Consequences of the Prestige Illusion
This isn’t just annoying—it’s catastrophic. Entire projects are delayed, servers crash under load, user data gets exposed, and teams spend weeks fixing issues that never should have existed. Companies celebrate hiring the “best” developers while quietly suffering under a mountain of broken code. It’s like hiring a celebrity chef who burns toast every time.
The tech world needs skill, not titles. Unfortunately, the industry often prioritizes fancy degrees over practical competence, leaving talented, hardworking coders from lesser-known schools to fight for scraps.
The Harsh Truth
Experience isn’t experience anymore—it’s a marketing gimmick. Degrees aren’t guarantees—they’re just fancy certificates. AI isn’t a replacement—it’s a crutch. The combination of all three creates a perfect storm of fake confidence, mediocre skill, and catastrophic code.
If you’re a developer, stop relying on your degree or AI to do the thinking for you. Learn, practice, stress-test, refactor, and actually understand what you write.
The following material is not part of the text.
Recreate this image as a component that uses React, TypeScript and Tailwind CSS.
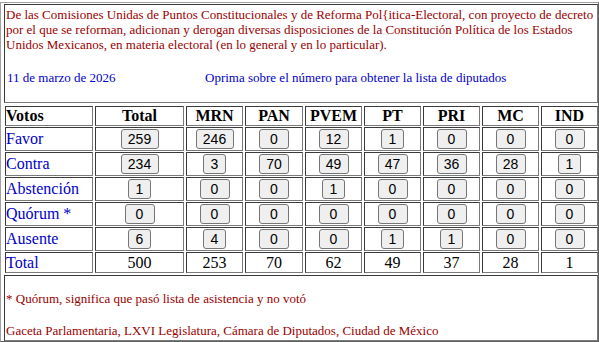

If you’re hiring, stop worshipping university prestige or AI outputs. Ask for real projects, real problem-solving, and real understanding, or risk ending up with a team of glorified copy-pasters.
Conclusion
The industry doesn’t need more “elite grads” producing garbage code with a side of AI laziness. It needs competent developers—humble, skilled, and willing to put in the work. If you want to survive in tech today, skill beats prestige, and knowledge beats shortcuts.